Imaginez : parce que vos ancêtres se sont mariés, à la fin du XIXe siècle, en Algérie, non devant un officier d’état civil, mais devant un cadi - juge musulman remplissant des fonctions civiles, judiciaires et religieuses -, on vient vous dire, un siècle et demi après que, tout compte fait, vous n’êtes pas français.

C’est ce que certaines personnes s’entendent dire, d’après Monique Cerisier ben Guiga, sénatrice PS représentant les Français établis hors de France, depuis une circulaire de 2003 envoyée aux greffiers des tribunaux d’instance chargés de délivrer les certificats de nationalité française.

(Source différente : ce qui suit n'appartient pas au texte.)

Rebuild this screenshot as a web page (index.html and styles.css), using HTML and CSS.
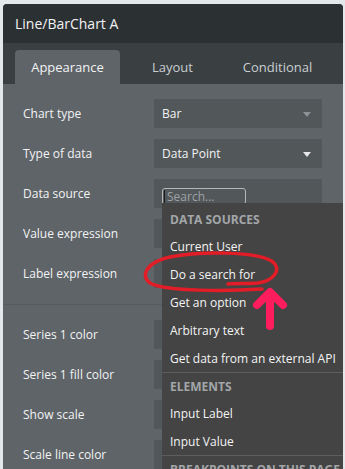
FILE: index.html
```html
<!DOCTYPE html>
<html lang="en">
<head>
  <meta charset="UTF-8">
  <meta name="viewport" content="width=device-width, initial-scale=1.0">
  <title>Line/BarChart A</title>
  <link rel="stylesheet" href="styles.css">
</head>
<body>
  <div class="panel">
    <div class="panel-header">Line/BarChart A</div>

    <div class="tabs">
      <div class="tab active">Appearance</div>
      <div class="tab">Layout</div>
      <div class="tab">Conditional</div>
    </div>

    <div class="props">
      <div class="row">
        <span class="label">Chart type</span>
        <div class="field select dim">Bar</div>
      </div>
      <div class="row">
        <span class="label">Type of data</span>
        <div class="field select">Data Point</div>
      </div>
      <div class="row">
        <span class="label">Data source</span>
        <div class="field">
          <div class="search"><span class="cursor"></span>Search...</div>
        </div>
      </div>
      <div class="row">
        <span class="label">Value expression</span>
        <div class="field"></div>
      </div>
      <div class="row">
        <span class="label">Label expression</span>
        <div class="field"></div>
      </div>

      <div class="divider"></div>

      <div class="row">
        <span class="label">Series 1 color</span>
        <div class="field"></div>
      </div>
      <div class="row">
        <span class="label">Series 1 fill color</span>
        <div class="field"></div>
      </div>
      <div class="row">
        <span class="label">Show scale</span>
        <div class="field"></div>
      </div>
      <div class="row">
        <span class="label">Scale line color</span>
        <div class="field"></div>
      </div>
    </div>

    <!-- data source menu, open over the rows -->
    <div class="menu">
      <div class="menu-head">Data sources</div>
      <div class="menu-item">Current User</div>
      <div class="menu-item">Do a search for</div>
      <div class="menu-item">Get an option</div>
      <div class="menu-item">Arbitrary text</div>
      <div class="menu-item">Get data from an external API</div>
      <div class="menu-sep"></div>
      <div class="menu-head">Elements</div>
      <div class="menu-item">Input Label</div>
      <div class="menu-item">Input Value</div>
      <div class="menu-sep"></div>
      <div class="menu-head">Breakpoints on this page</div>
    </div>

    <!-- hand drawn markup on top of the screenshot -->
    <svg class="markup" width="343" height="469" viewBox="3 4 343 469">
      <path d="M262 289 C230 291 166 292 150 283 C140 276 146 262 170 257 C200 251 258 251 273 262 C282 270 273 281 258 283 C248 284 236 283 228 284"
            fill="none" stroke="#e31d27" stroke-width="3.5" stroke-linecap="round" stroke-linejoin="round"/>
      <path d="M270 326 L270 295 M257 305 L270 292 L283 305"
            fill="none" stroke="#ff1d5e" stroke-width="8" stroke-linecap="round" stroke-linejoin="round"/>
    </svg>
  </div>
</body>
</html>
```

FILE: styles.css
```css
:root {
  --head-bg: #2b3033;
  --tabs-bg: #3a3f42;
  --body-bg: #5f6468;
  --field-bg: #52575a;
  --menu-bg: #444444;
  --text: #f2f3f4;
  --muted: #c9ced1;
}

body {
  margin: 0;
  background-color: #e4e8ea;
  font-family: 'Open Sans', 'DejaVu Sans', sans-serif;
  color: var(--text);
}

.panel {
  position: relative;
  margin: 4px 2px 0 3px;
  height: 465px;
  overflow: hidden;
  background-color: var(--body-bg);
  border-radius: 4px 4px 0 0;
}

.panel-header {
  height: 39px;
  padding-left: 12px;
  display: flex;
  align-items: center;
  background-color: var(--head-bg);
  font-size: 14px;
}

.tabs {
  height: 34px;
  padding: 7px 0 0 12px;
  display: flex;
  background-color: var(--tabs-bg);
}

.tab {
  width: 105px;
  display: flex;
  align-items: center;
  justify-content: center;
  font-size: 13px;
  color: var(--muted);
}

.tab.active {
  background-color: var(--body-bg);
  border-radius: 4px 4px 0 0;
  color: var(--text);
}

.props {
  padding: 15px 21px 0 20px;
  display: flex;
  flex-direction: column;
  gap: 11px;
}

.row {
  height: 29px;
  display: flex;
  align-items: center;
}

.label {
  width: 131px;
  font-size: 12px;
}

.field {
  position: relative;
  flex: 1;
  height: 29px;
  box-sizing: border-box;
  padding-left: 8px;
  display: flex;
  align-items: center;
  background-color: var(--field-bg);
  font-size: 12px;
}

.select::after {
  content: "";
  position: absolute;
  right: 11px;
  top: 13px;
  border-left: 4px solid transparent;
  border-right: 4px solid transparent;
  border-top: 5px solid #e6e8ea;
}

.select.dim::after {
  border-top-color: #8d9296;
}

.search {
  width: 84px;
  height: 17px;
  box-sizing: border-box;
  margin-top: 6px;
  padding-left: 1px;
  display: flex;
  align-items: center;
  border: 1px solid #b4b8bb;
  border-radius: 3px;
  color: #9ea2a5;
  font-size: 12px;
}

.cursor {
  width: 1px;
  height: 13px;
  margin-right: 2px;
  background-color: #1c1c1c;
}

.divider {
  height: 1px;
  margin: 5px -21px 4px -20px;
  background-color: #565b5f;
}

.menu {
  position: absolute;
  left: 159px;
  right: 0;
  top: 199px;
  bottom: 0;
  padding-top: 3px;
  background-color: var(--menu-bg);
}

.menu-head {
  height: 26px;
  padding-left: 8px;
  display: flex;
  align-items: center;
  font-size: 12px;
  font-weight: bold;
  text-transform: uppercase;
  white-space: nowrap;
  color: #a2a6a9;
}

.menu-item {
  height: 28px;
  padding-left: 8px;
  display: flex;
  align-items: center;
  font-size: 12px;
  white-space: nowrap;
  color: #f4f4f4;
}

.menu-sep {
  height: 1px;
  background-color: #5c5e60;
}

.markup {
  position: absolute;
  left: 0;
  top: 0;
}
```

Constatant les conséquences "dramatiques" de ce texte, cette parlementaire a adressé, mercredi, à Rachida Dati, une lettre ouverte lui demandant une application plus souple de cette disposition.

Voici sa lettre :

Madame la ministre,

De retour d’un déplacement auprès de la communauté française résidant en Algérie, je suis profondément choquée par les instructions données depuis 2003 par votre bureau de la nationalité tendant à contester systématiquement la nationalité française établie par filiation dès lors que les ascendants se seraient mariés « religieusement devant le Cadi ».

En effet, de nombreuses décisions de rejets de délivrance de certificats de nationalité française sont uniquement motivées par le fait que le mariage de l’ascendant français (parents, grands-parents, arrières grands parents voire arrière arrière grand parent) a été célébré, entre 1880 et 1960, devant le cadi et non pas devant un officier d’état civil.

Le cadi est un dignitaire religieux, nommé par l’administration, qui était investi du pouvoir de célébrer les mariages entre des personnes de confession musulmane. La loi de 1882 lui imposait de veiller à l’inscription de ces unions sur les registres de l’état civil. Cette ambiguïté a sans doute induit en erreur un certain nombre de personnes qui pensaient, en toute bonne foi, être en conformité avec les lois. De tels mariages continuent à produire leurs effets à l’égard des époux et de leurs enfants (en matière de filiation, de succession, etc).

Pourtant vos services en tirent désormais la conclusion que ces personnes auraient ainsi choisi de se soumettre au droit coranique et non pas au statut de droit commun. Dès lors, les filiations successives qui découlent de ce mariage n’existeraient plus et par voie de conséquence la nationalité française pour leurs descendants.

L’opportunité de ne pas reconnaître ces mariages est extrêmement récente et on assiste à des situations ubuesques où, au sein d’une même famille, un membre s’est vu établir son certificat de nationalité française en raison de sa filiation avec un ascendant Français de statut de droit commun alors que son frère ou sa sœur se voit rejeter sa propre demande, parce que cette même filiation est contestée, alors même que ce dernier est immatriculé au Consulat de France, possède sa carte nationale d’identité, son passeport français.

Cette interprétation du droit a été infirmée par un arrêt de la Cour d’Appel de Paris en date du 4 décembre 2008 considérant qu’il n’y avait pas d’incidence sur l’établissement du lien de filiation si le mariage avait été célébré devant le Cadi et non pas devant le Maire.

Aussi, pour toutes ces raisons, je vous demande de bien vouloir revenir à une interprétation plus conforme quant à la reconnaissance des mariages célébrés sur le territoire algérien avant l’indépendance de ce pays.